Metro

Other 99% fires back

The protesters have had their say — and now hard-working New Yorkers want to be heard.

Backlash against the chaos caused by Occupy Wall Street intensified yesterday, as outraged family-business owners near Zuccotti Park complained that their rights were being trampled on in the name of free speech for the ragtag demonstrators.

Marvin Raffelin, who has owned Fourteen Wall Street Jewelers for 31 years, was one of many merchants who claimed the out-of-control demonstration has made it hard to keep his business afloat.

“I didn’t realize what was going on until the middle of October. I looked at my ledger from the October before, and my customer account was off by half,” said Raffelin.

“They’re hurting the people they want to help. Every businessman is off.”

The cries of starving business owners follow pleas from local residents, who say the park occupiers have made their neighborhood unlivable — by urinating and defecating in the streets, and leaving mounds of rotting garbage.

Angry neighbors have flocked to a series of Community Board 1 meetings, demanding something be done to stem the filth, stench and constant noise from drumming and speeches that go late into the night.

And they’re tired of being threatened by thuggish protesters when they complain.

Now the board and local lawmakers have pressured the city to rein in the protest.

Mayor Bloomberg appeared to get the message.

He ordered cops to clear hundreds of metal barriers from Wall and Broad streets, and bluntly told the motley masses that their unruly antics were making life miserable for the people who live and work in the neighborhood.

“This isn’t an occupation of Wall Street. It’s an occupation of a growing, vibrant residential neighborhood in lower Manhattan, and it’s really hurting small businesses and families,” Bloomberg fumed.

“We’ve worked hard to protect the demonstrators’ First Amendment rights, but other people have rights, too, and I am very concerned about the other people’s rights as well,” said Hizzoner, who warned that tougher action could be coming if the situation continues to deteriorate.

“No one should think that we won’t take actions that we think are appropriate when . . . they are appropriate,” Bloomberg said.

Merchants cheered the removal of the barriers, which started yesterday morning, even as they bemoaned the damage already done.

Jason O’Brien, owner of Trinity Place Bar and Restaurant on Cedar Street, said, “We’re down about 30 percent. We feel like we’re still in August, when everyone’s away.

“We’ve gotten a lot of calls for lunches and dinners with people saying, ‘Are you right opposite the tent city and the protestors?’ People don’t want to be down here,” said O’Brien, who has laid off three workers and found vile graffiti scrawled by protesters in his restrooms.

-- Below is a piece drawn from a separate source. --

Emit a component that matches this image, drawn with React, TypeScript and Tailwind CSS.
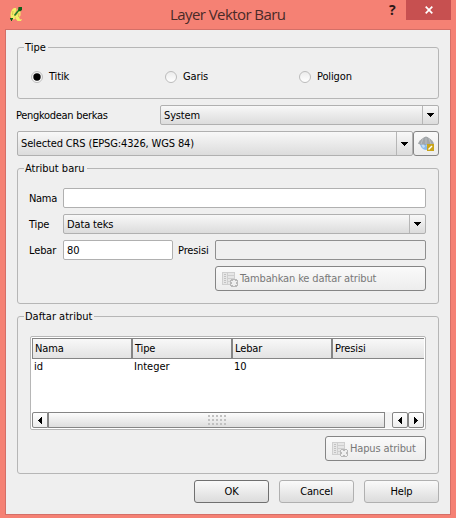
import type { ReactNode } from "react";

function Group({ title, className, children }: { title: ReactNode; className: string; children: ReactNode }) {
  return (
    <fieldset className={`ml-[11px] w-[422px] min-w-0 rounded-[3px] border border-[#b6b6b6] ${className}`}>
      <legend className="ml-[6px] h-[13px] px-px pr-[2px] leading-[13px] tracking-normal whitespace-nowrap">{title}</legend>
      {children}
    </fieldset>
  );
}

function Radio({ label, checked, className }: { label: string; checked?: boolean; className: string }) {
  return (
    <label className={`flex items-center gap-[6px] ${className}`}>
      <span className="flex size-[12px] items-center justify-center rounded-full border border-[#bcbcbc] bg-gradient-to-b from-[#ececec] to-white">
        {checked && (
          <svg width="8" height="8" viewBox="0 0 8 8">
            <circle cx="4" cy="4" r="3.7" />
          </svg>
        )}
      </span>
      <span>{label}</span>
    </label>
  );
}

function Combo({ children, className }: { children: ReactNode; className: string }) {
  return (
    <div className={`flex items-stretch rounded-[2px] border border-[#b0b0b0] bg-gradient-to-b from-[#f8f8f8] to-[#dcdcdc] ${className}`}>
      <div className="flex flex-1 items-center pl-[3px] whitespace-nowrap">{children}</div>
      <div className="flex w-[16px] items-center justify-center border-l border-[#b6b6b6]">
        <svg width="7" height="4" viewBox="0 0 7 4" shapeRendering="crispEdges">
          <path d="M0 0h7v1h-1v1h-1v1h-1v1h-1v-1h-1v-1h-1v-1h-1z" />
        </svg>
      </div>
    </div>
  );
}

function Button({ children, className }: { children: ReactNode; className: string }) {
  return (
    <button className={`flex items-center rounded-[3px] border bg-gradient-to-b whitespace-nowrap ${className}`}>
      {children}
    </button>
  );
}

function TableIcon({ remove }: { remove?: boolean }) {
  return (
    <svg width="16" height="16" viewBox="0 0 16 16" shapeRendering="crispEdges">
      <path d="M0 1h13v13H0z" fill="#cfcfcf" />
      <path d="M1 2h4v11H1zM6 2h6v2H6zM6 5h6v2H6zM6 8h6v2H6zM6 11h4v2H6z" fill="#e6e6e6" />
      <path d="M2 3h2v1H2zM2 5h2v1H2zM2 7h2v1H2zM2 9h2v1H2zM2 11h2v1H2z" fill="#c2c2c2" />
      <path d="M9 8h6v1h1v6h-1v1H9v-1H8V9h1z" fill="#b9b9b9" />
      {remove ? (
        <path d="M9 9h2v1h2V9h2v2h-1v2h1v2h-2v-1h-2v1H9v-2h1v-2H9z" fill="#efefef" />
      ) : (
        <path d="M11 9h2v1h2v1h-1v2h1v1h-2v1h-2v-1H9v-1h1v-2H9v-1h2z" fill="#efefef" />
      )}
    </svg>
  );
}

function GlobeIcon() {
  return (
    <svg width="16" height="16" viewBox="0 0 16 16">
      <path d="M2 7h12c0 4-3 7-6 7S2 11 2 7z" fill="#8dbbe8" />
      <path d="M3 8h3l1 3-2 1zM8 8h4v2l-3 1z" fill="#c5def4" />
      <path d="M0 7.5l2-3 3-2.5 3-1.5 3 1.5 3 2.5 2 3-2 1H2z" fill="#8f9497" />
      <path d="M2 5h12M0.5 7h15M5 2.5L3 8M8 1v7M11 2.5L13 8M4 3h8" stroke="#cfd2d4" strokeWidth=".6" fill="none" />
      <rect x="9" y="8" width="7" height="7" fill="#c9a51b" />
      <path d="M10.5 13.5l3.5-3.5" stroke="#fff" strokeWidth="1.5" />
    </svg>
  );
}

function AppIcon() {
  return (
    <svg width="12" height="15" viewBox="0 0 12 15">
      <path d="M4 1C2 2 .5 5 .5 8c0 2.500 1 4.500 3.500 4.500L6 11C4.800 10 4.500 9 4.500 7l2-3.500L6 1zM7 2.500l3.500 1v5L9 10l1 2.500 2-.5-1 2H7.500L5.500 11.500 4.500 9l3-2z" fill="#f3ef68" />
      <path d="M3 4l-.5 4M9 6l-.5 4" stroke="#c4ae48" strokeWidth=".7" fill="none" />
      <path d="M4.500 8.500L9 3" stroke="#1c8a27" strokeWidth="1.600" />
      <path d="M8.500 0H12v3l-2 1.500-2-1zM0 11h3v1.500H2V14H1v-1.500H0z" fill="#10601a" />
    </svg>
  );
}

function Arrow({ right }: { right?: boolean }) {
  return (
    <svg width="4" height="7" viewBox="0 0 4 7" shapeRendering="crispEdges" className={right ? "rotate-180" : ""}>
      <path d="M4 0v7H3V6H2V5H1V4H0V3h1V2h1V1h1V0z" />
    </svg>
  );
}

const columns = ["Nama", "Tipe", "Lebar", "Presisi"];
const values = ["id", "Integer", "10", ""];

export default function App() {
  return (
    <div className="h-[518px] w-[456px] overflow-hidden bg-[#f58174] font-['DejaVu_Sans_Condensed','DejaVu_Sans',sans-serif] text-[11px] leading-[13px] tracking-[-0.14px] text-black [font-stretch:condensed]">
      <header className="flex h-[29px] items-start pl-[10px]">
        <div className="mt-[7px] w-[160px]">
          <AppIcon />
        </div>
        <h1 className="mt-[4px] w-[219px] font-['Open_Sans',sans-serif] text-[15px] leading-[21px] tracking-[-0.57px] whitespace-nowrap text-[#492a28] [font-stretch:normal]">
          Layer Vektor Baru
        </h1>
        <div className="mt-[3px] w-[17px] font-['Open_Sans',sans-serif] text-[14px] leading-[14px] font-bold text-[#2b1817] [font-stretch:normal]">?</div>
        <div className="flex h-[20px] w-[45px] items-center justify-center bg-[#c75050]">
          <svg width="8" height="8" viewBox="0 0 8 8">
            <path d="M.7.7l6.6 6.6M7.3.7L.7 7.3" stroke="#fff" strokeWidth="1.7" />
          </svg>
        </div>
      </header>

      <main className="ml-[5px] flex h-[486px] w-[446px] flex-col border border-[#d46f67] bg-[#efefef]">
        <Group title="Tipe" className="mt-[11px] h-[58px]">
          <div className="flex pt-[16px] pl-[13px]">
            <Radio label="Titik" checked className="w-[134px]" />
            <Radio label="Garis" className="w-[134px]" />
            <Radio label="Poligon" className="" />
          </div>
        </Group>

        <div className="mt-[6px] flex h-[20px] items-center pl-[10px]">
          <div className="w-[144px] tracking-[-0.3px]">Pengkodean berkas</div>
          <Combo className="h-[20px] w-[279px]">System</Combo>
        </div>
        <div className="mt-[6px] flex pl-[11px]">
          <Combo className="h-[25px] w-[396px]">Selected CRS (EPSG:4326, WGS 84)</Combo>
          <Button className="h-[25px] w-[26px] justify-center border-[#858585] from-[#fafafa] to-[#ececec]">
            <GlobeIcon />
          </Button>
        </div>

        <Group title="Atribut baru" className="mt-[6px] h-[142px]">
          <div className="flex flex-col gap-[6px] pt-[13px] pl-[11px]">
            <div className="flex h-[20px] items-center">
              <div className="w-[34px] tracking-[-0.3px]">Nama</div>
              <div className="h-[20px] w-[363px] rounded-[2px] border border-[#b0b0b0] bg-white" />
            </div>
            <div className="flex h-[20px] items-center">
              <div className="w-[34px]">Tipe</div>
              <Combo className="h-[20px] w-[363px]">Data teks</Combo>
            </div>
            <div className="flex h-[20px] items-center">
              <div className="w-[34px]">Lebar</div>
              <div className="flex h-[20px] w-[110px] items-center rounded-[2px] border border-[#b0b0b0] bg-white pt-px pl-[3px]">80</div>
              <div className="w-[42px] pl-[5px]">Presisi</div>
              <div className="h-[20px] w-[211px] rounded-[2px] border border-[#8f8f8f] bg-[#efefef]" />
            </div>
            <Button className="ml-[186px] h-[25px] w-[211px] gap-[2px] border-[#858585] from-[#fafafa] to-[#ededed] pl-[6px] text-[#787878]">
              <TableIcon />
              <span>Tambahkan ke daftar atribut</span>
            </Button>
          </div>
        </Group>

        <Group title="Daftar atribut" className="mt-[6px] h-[164px]">
          <div className="flex flex-col pt-[13px] pl-[12px]">
            <div className="flex h-[94px] w-[396px] flex-col rounded-[2px] border border-[#b6b6b6] bg-white">
              <div className="m-px flex h-[21px] border-t border-b border-l border-[#858585] bg-gradient-to-b from-[#f8f8f8] to-[#e3e3e3]">
                {columns.map((c, i) => (
                  <div key={c} className={`flex items-center pl-[2px] ${i < 3 ? "w-[100px] shrink-0 border-r-2 border-[#858585]" : "flex-1"}`}>{c}</div>
                ))}
              </div>
              <div className="flex pl-[3px]">
                {values.map((v, i) => (
                  <div key={i} className={i < 3 ? "w-[100px] shrink-0 tracking-normal" : "flex-1"}>{v}</div>
                ))}
              </div>
              <div className="mx-px mt-auto mb-px flex h-[16px] bg-[#f4f4f4]">
                <div className="flex w-[16px] items-center justify-center rounded-l-[2px] border border-[#858585] bg-gradient-to-b from-white to-[#ededed]">
                  <Arrow />
                </div>
                <div className="flex w-[337px] items-center justify-center border border-[#858585] bg-gradient-to-b from-[#fcfcfc] to-[#dedede]">
                  <svg width="18" height="10" viewBox="0 0 18 10" shapeRendering="crispEdges">
                    {[0, 4, 8].map((y) =>
                      [0, 4, 8, 12, 16].map((x) => <rect key={`${x}-${y}`} x={x} y={y} width="2" height="2" fill="#c1c1c1" />),
                    )}
                  </svg>
                </div>
                <div className="w-[7px]" />
                <div className="flex w-[16px] items-center justify-center rounded-[2px] border border-[#858585] bg-gradient-to-b from-white to-[#ededed]">
                  <Arrow />
                </div>
                <div className="flex w-[16px] items-center justify-center rounded-[2px] border border-[#858585] bg-gradient-to-b from-white to-[#ededed]">
                  <Arrow right />
                </div>
              </div>
            </div>
            <Button className="mt-[6px] ml-[295px] h-[25px] w-[101px] gap-[2px] border-[#858585] from-[#fafafa] to-[#ededed] pl-[6px] text-[#787878]">
              <TableIcon remove />
              <span>Hapus atribut</span>
            </Button>
          </div>
        </Group>

        <div className="mt-[6px] flex gap-[10px] pl-[188px]">
          <Button className="h-[23px] w-[75px] justify-center border-[#707070] from-[#fafafa] to-[#dcdcdc]">OK</Button>
          <Button className="h-[23px] w-[75px] justify-center border-[#b0b0b0] from-[#fafafa] to-[#dcdcdc]">Cancel</Button>
          <Button className="h-[23px] w-[75px] justify-center border-[#b0b0b0] from-[#fafafa] to-[#dcdcdc]">Help</Button>
        </div>
      </main>
    </div>
  );
}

Doug Smith, owner of the Business World Trade Art Gallery at 74 Trinity Place, said that wary customers are afraid to come near his place — and that some of the Zuccotti mob even tried to break into his shop.

“Art sales are zero; we’re not selling. It stopped on the dime,” said Smith, whose family has owned the business for 30 years.

“The staff has felt very uneasy. I watched [protesters] on the camera trying to break into the back room. When I approached them, I got yelled at.

“The worst is when you see your merchandise is not selling. To buy art, it’s foot traffic. They have to be walking by, and they’re not,” said Smith, who has taken to dressing down for work after he was harassed when he wore his usual suit.

The complaints came a day after Marc Epstein, owner of the Milk Street Cafe on Wall Street, revealed that he was forced to lay off 21 workers after his business had plunged 30 percent since the protest began Sept. 17.

After the barricades were removed, Epstein saw a ray of hope.

“We’re so busy here — we haven’t been as busy as this in seven weeks,” he said, even as one of his laid-off staffers, Rachel Ortiz, a Queens mom, applied for welfare benefits yesterday to support her family.

Tom Comerford, a tour guide with The Wall Street Experience, was excited to see the barriers removed from in front of the steps of Federal Hall, a popular tourist destination.

Bloomberg finally took action to reopen the Financial District streets a day after receiving a letter signed by Assembly Speaker Sheldon Silver, Rep. Jerrold Nadler, state Sen. Daniel Squadron and Councilwoman Margaret Chin — whose districts all include Zuccotti Park — demanding a crackdown on the protests.

In other developments:

* The 78 protesters arrested in the Sept. 24 march on Union Square will be arraigned today in Manhattan Criminal Court.

Prosecutors will recommend the charges be dismissed in six months if they’re not rearrested within that time.

* Some 200 uniformed military veterans — angry about what they called police brutality that left a Marine seriously injured in Oakland — marched with protesters past the New York Stock Exchange last night.

* In Oakland, demonstrators shut down the city’s busy port.